Short task
Pictures stay out of the copy; restate everything else in the material exactly.

● ● ●

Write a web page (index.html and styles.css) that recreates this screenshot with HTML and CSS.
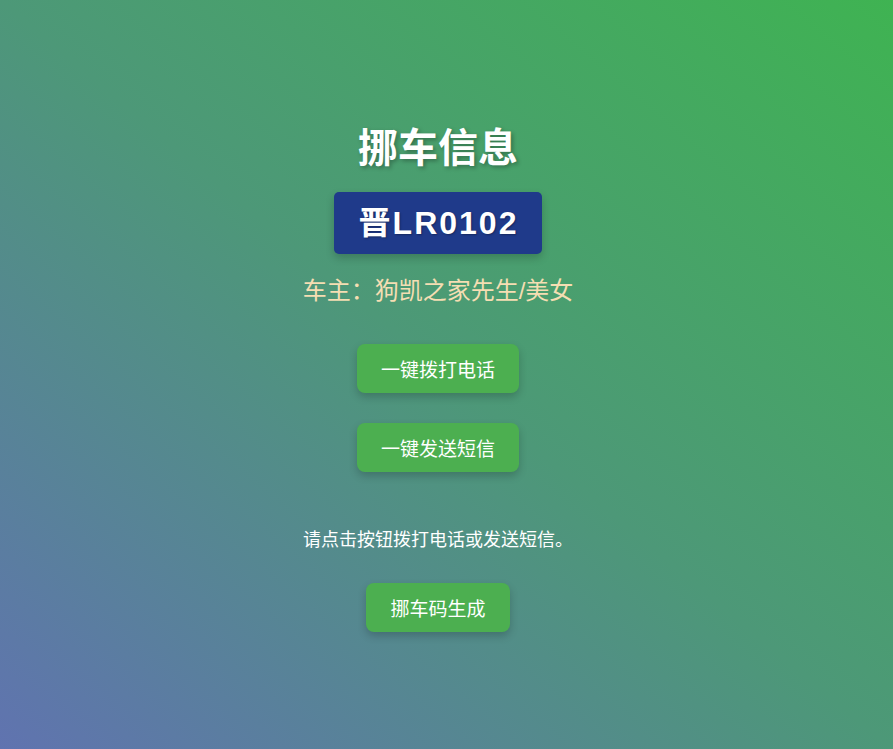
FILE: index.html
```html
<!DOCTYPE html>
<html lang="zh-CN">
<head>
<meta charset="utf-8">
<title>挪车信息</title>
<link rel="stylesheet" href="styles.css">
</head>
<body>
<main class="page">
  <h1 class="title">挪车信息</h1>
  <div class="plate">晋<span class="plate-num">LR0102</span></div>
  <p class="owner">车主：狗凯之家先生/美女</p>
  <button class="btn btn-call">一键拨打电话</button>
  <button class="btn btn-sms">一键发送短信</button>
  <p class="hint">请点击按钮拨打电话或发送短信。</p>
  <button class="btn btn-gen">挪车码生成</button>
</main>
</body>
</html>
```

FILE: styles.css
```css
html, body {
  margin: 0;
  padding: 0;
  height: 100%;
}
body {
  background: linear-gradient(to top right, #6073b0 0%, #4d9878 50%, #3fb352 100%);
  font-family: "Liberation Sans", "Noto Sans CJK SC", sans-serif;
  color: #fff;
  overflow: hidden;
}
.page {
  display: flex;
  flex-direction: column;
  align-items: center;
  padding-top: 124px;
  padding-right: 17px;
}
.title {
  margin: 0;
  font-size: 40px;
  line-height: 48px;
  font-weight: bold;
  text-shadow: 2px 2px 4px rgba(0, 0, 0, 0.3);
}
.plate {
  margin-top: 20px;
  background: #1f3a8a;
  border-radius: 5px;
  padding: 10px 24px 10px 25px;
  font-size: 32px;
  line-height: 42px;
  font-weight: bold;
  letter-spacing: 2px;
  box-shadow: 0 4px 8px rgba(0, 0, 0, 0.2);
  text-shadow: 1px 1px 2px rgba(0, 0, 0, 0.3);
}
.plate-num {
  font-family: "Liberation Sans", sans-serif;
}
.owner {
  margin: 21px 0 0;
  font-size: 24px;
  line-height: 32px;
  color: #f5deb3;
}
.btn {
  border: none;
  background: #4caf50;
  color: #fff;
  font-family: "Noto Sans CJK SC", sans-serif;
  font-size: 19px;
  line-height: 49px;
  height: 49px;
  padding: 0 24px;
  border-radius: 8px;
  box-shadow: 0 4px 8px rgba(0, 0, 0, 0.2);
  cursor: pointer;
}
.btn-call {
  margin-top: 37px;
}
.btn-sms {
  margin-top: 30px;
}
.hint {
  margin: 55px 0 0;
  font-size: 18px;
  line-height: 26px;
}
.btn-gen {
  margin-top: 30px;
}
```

● ● ●

Answer for this exercise
Write a web page (index.html and styles.css) that recreates this screenshot with HTML and CSS.
FILE: index.html
```html
<!DOCTYPE html>
<html lang="zh-CN">
<head>
<meta charset="utf-8">
<title>挪车信息</title>
<link rel="stylesheet" href="styles.css">
</head>
<body>
<main class="page">
  <h1 class="title">挪车信息</h1>
  <div class="plate">晋<span class="plate-num">LR0102</span></div>
  <p class="owner">车主：狗凯之家先生/美女</p>
  <button class="btn btn-call">一键拨打电话</button>
  <button class="btn btn-sms">一键发送短信</button>
  <p class="hint">请点击按钮拨打电话或发送短信。</p>
  <button class="btn btn-gen">挪车码生成</button>
</main>
</body>
</html>
```

FILE: styles.css
```css
html, body {
  margin: 0;
  padding: 0;
  height: 100%;
}
body {
  background: linear-gradient(to top right, #6073b0 0%, #4d9878 50%, #3fb352 100%);
  font-family: "Liberation Sans", "Noto Sans CJK SC", sans-serif;
  color: #fff;
  overflow: hidden;
}
.page {
  display: flex;
  flex-direction: column;
  align-items: center;
  padding-top: 124px;
  padding-right: 17px;
}
.title {
  margin: 0;
  font-size: 40px;
  line-height: 48px;
  font-weight: bold;
  text-shadow: 2px 2px 4px rgba(0, 0, 0, 0.3);
}
.plate {
  margin-top: 20px;
  background: #1f3a8a;
  border-radius: 5px;
  padding: 10px 24px 10px 25px;
  font-size: 32px;
  line-height: 42px;
  font-weight: bold;
  letter-spacing: 2px;
  box-shadow: 0 4px 8px rgba(0, 0, 0, 0.2);
  text-shadow: 1px 1px 2px rgba(0, 0, 0, 0.3);
}
.plate-num {
  font-family: "Liberation Sans", sans-serif;
}
.owner {
  margin: 21px 0 0;
  font-size: 24px;
  line-height: 32px;
  color: #f5deb3;
}
.btn {
  border: none;
  background: #4caf50;
  color: #fff;
  font-family: "Noto Sans CJK SC", sans-serif;
  font-size: 19px;
  line-height: 49px;
  height: 49px;
  padding: 0 24px;
  border-radius: 8px;
  box-shadow: 0 4px 8px rgba(0, 0, 0, 0.2);
  cursor: pointer;
}
.btn-call {
  margin-top: 37px;
}
.btn-sms {
  margin-top: 30px;
}
.hint {
  margin: 55px 0 0;
  font-size: 18px;
  line-height: 26px;
}
.btn-gen {
  margin-top: 30px;
}
```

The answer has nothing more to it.